National security and cybersecurity experts in the Trump administration contacted by ProPublica were also surprised to learn that such an arrangement was in place, especially at a time when the U.S. intelligence community and leading members of Congress and the Trump administration view China’s digital prowess as a top threat to the country.

Microsoft uses the escort system to handle the government’s most sensitive information that falls below “classified.” According to the government, this “high impact level” category includes “data that involves the protection of life and financial ruin.” The “loss of confidentiality, integrity, or availability” of this information “could be expected to have a severe or catastrophic adverse effect” on operations, assets and individuals, the government has said.

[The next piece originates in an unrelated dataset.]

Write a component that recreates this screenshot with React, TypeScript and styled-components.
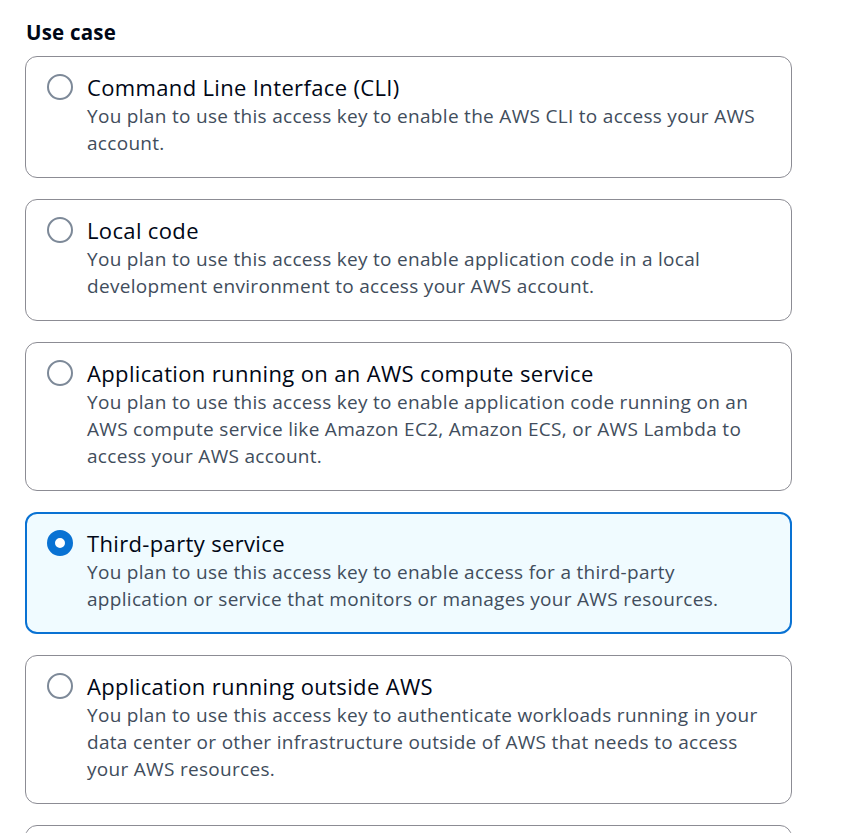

In the Defense Department, the data is categorized as “Impact Level” 4 and 5 and includes materials that directly support military operations.

“If someone ran a script called ‘fix_servers.sh’ but it actually did something malicious then [escorts] would have no idea,” a former Microsoft engineer who worked on the escort system, told ProPublica in an email. That said, he maintained that the “scope of systems they could disrupt” is limited.

In an emailed statement, the Defense Information Systems Agency said that cloud service providers “are required to establish and maintain controls for vetting and using qualified specialists,” but the agency did not respond to ProPublica’s questions regarding the digital escorts’ qualifications.

It’s unclear whether other cloud providers to the federal government use digital escorts as part of their tech support. Amazon Web Services and Google Cloud declined to comment on the record for this article. Oracle did not respond to requests for comment.

A spokesperson for the inspector general — whose office is supposed to operate independently in order to investigate potential waste, fraud and abuse — told ProPublica they were not authorized to speak about the issue and directed questions to DISA public affairs.